The second stage of the Mythic AI workflow generates  the binary image to run on our AMP. The conversion from a neural network compute graph to machine code is handled in an automated series of steps including mapping, optimization, and code generation. Powerful hardware architecture elements including many-core processing, SIMD vector engines, and dataflow schedulers are all leveraged automatically by the graph compiler. Even the host driver is simple and pain-free, with input/output and memory transfers handled behind the scenes. We also provide compiler support for high compute intensity operations before, after, and in-between neural network layers with our array of processors and SIMD vector engines.

Mythic Software Vision

Mythic is a long term partner for deploying powerful AI

Long term, Mythic envisions an SDK with a suite of powerful tools to help developers evaluate tradeoffs as well as excellent compatibility with the fast moving world of deep neural networks.
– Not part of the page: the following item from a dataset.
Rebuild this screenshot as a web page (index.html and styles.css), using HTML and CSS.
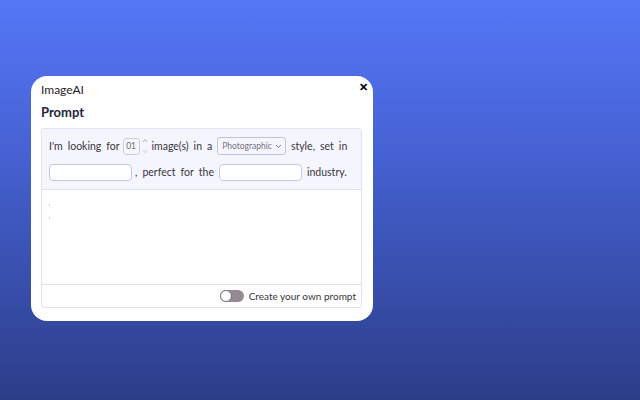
FILE: index.html
```html
<!DOCTYPE html>
<html lang="en">
<head>
    <meta charset="UTF-8" />
    <title>ImageAI</title>
    <link rel="stylesheet" href="styles.css">
</head>
<body>
    <div class="card">
        <div class="card-head">
            <span class="brand">ImageAI</span>
            <span class="close">&#10005;</span>
        </div>
        <h2 class="title">Prompt</h2>
        <div class="prompt">
            <div class="sentence">
                <div class="line">
                    <span>I'm</span><span>looking</span><span>for</span>
                    <span class="num">01</span>
                    <svg class="spin" width="6" height="16" viewBox="0 0 6 16">
                        <path d="M1 4l2-2.5L5 4" fill="none" stroke="#9a9aa8" stroke-width="0.8"/>
                        <path d="M1 12l2 2.5L5 12" fill="none" stroke="#c4c4d0" stroke-width="0.8"/>
                    </svg>
                    <span>image(s)</span><span>in</span><span>a</span>
                    <span class="select">Photographic
                        <svg width="7" height="5" viewBox="0 0 7 5"><path d="M1 1l2.5 2.5L6 1" fill="none" stroke="#6b6fd6" stroke-width="1"/></svg>
                    </span>
                    <span>style,</span><span>set</span><span>in</span>
                </div>
                <div class="line">
                    <span class="field"></span>
                    <span>,</span><span>perfect</span><span>for</span><span>the</span>
                    <span class="field"></span>
                    <span>industry.</span>
                </div>
            </div>
            <div class="editor">
                <i class="dot"></i>
                <i class="dot"></i>
            </div>
            <div class="footer">
                <span class="toggle"><span class="knob"></span></span>
                <span>Create your own prompt</span>
            </div>
        </div>
    </div>
</body>
</html>
```

FILE: styles.css
```css
html, body {
    margin: 0;
    padding: 0;
}
body {
    width: 640px;
    height: 400px;
    background: linear-gradient(180deg, #5577f7 0%, #4763d6 35%, #3a52b2 65%, #2c3d88 100%);
    font-family: Lato, "Open Sans", sans-serif;
    color: #2d2a33;
    padding: 76px 0 0 31px;
    box-sizing: border-box;
}
.card {
    width: 342px;
    height: 245px;
    box-sizing: border-box;
    background: #fff;
    border-radius: 16px;
    padding: 4px 11px 13px 10px;
    display: flex;
    flex-direction: column;
}
.card-head {
    display: flex;
    justify-content: space-between;
    align-items: center;
    height: 18px;
}
.brand {
    font-size: 12px;
    color: #1e1d26;
}
.close {
    font-size: 11px;
    font-weight: 900;
    color: #000;
    margin-right: -6px;
    margin-top: -4px;
}
.title {
    margin: 4px 0 0;
    font-size: 13px;
    font-weight: 700;
    color: #25243a;
    height: 20px;
    line-height: 20px;
}
.prompt {
    margin-top: 6px;
    flex: 1;
    border: 1px solid #dfe1f4;
    border-radius: 3px;
    display: flex;
    flex-direction: column;
    overflow: hidden;
}
.sentence {
    background: #f5f6fd;
    border-bottom: 1px solid #dfe1f4;
    padding: 8px 7px 8px 7px;
    display: flex;
    flex-direction: column;
    gap: 8px;
    font-size: 10.5px;
    color: #3a3540;
}
.line {
    display: flex;
    align-items: center;
    gap: 5px;
    height: 18px;
}
.num {
    border: 1px solid #c8cbee;
    border-radius: 3px;
    height: 15px;
    width: 15px;
    font-size: 8.5px;
    color: #6c6a74;
    display: flex;
    align-items: center;
    justify-content: center;
    margin-left: -2px;
}
.spin {
    margin-left: -3px;
    margin-right: -1px;
}
.select {
    border: 1px solid #bfc2ea;
    border-radius: 3px;
    height: 16px;
    padding: 0 3px 0 4px;
    font-size: 8.5px;
    color: #77737d;
    display: flex;
    align-items: center;
    gap: 3px;
}
.field {
    width: 81px;
    height: 15px;
    border: 1px solid #c3c6ec;
    border-radius: 4px;
    background: #fff;
}
.line .field:first-child {
    margin-right: -2px;
}
.editor {
    flex: 1;
    padding: 14px 7px 0;
    display: flex;
    flex-direction: column;
    gap: 11px;
}
.dot {
    display: block;
    width: 1px;
    height: 2px;
    background: #c9c9cf;
}
.footer {
    height: 22px;
    border-top: 1px solid #dfe1f4;
    display: flex;
    align-items: center;
    justify-content: flex-end;
    gap: 5px;
    padding-right: 5px;
    font-size: 10px;
    color: #3a3540;
}
.toggle {
    width: 24px;
    height: 12px;
    border-radius: 6px;
    background: #968a92;
    position: relative;
}
.knob {
    position: absolute;
    left: 0;
    top: 0;
    width: 10px;
    height: 10px;
    border-radius: 50%;
    background: #fff;
    border: 1px solid #7a7078;
}
```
Mythic’s platform and analog compute technology deliver complete deterministic execution and a tremendous amount of flexibility in making tradeoffs compared to other platforms. We believe the best software platform provides automatic tools for exploring the design space of accuracy, model size and pruning, performance, and power. This lets developers quickly identify the best solution within the constraints of power and cost.

We also believe the best software platform should be modular and integrate easily with popular tools such as TensorFlow, ONNX, or whatever else comes along. As new layer types and network topologies get invented, software and hardware support should be straightforward. Our platform ensures this through the modular design of the software SDK, leveraging a large amount of generic matrix compute capabilities rather than architecture-specific accelerators. Altogether, our vision and roadmap for the software SDK ensures that selecting Mythic as a platform will be an effective choice for many years to come.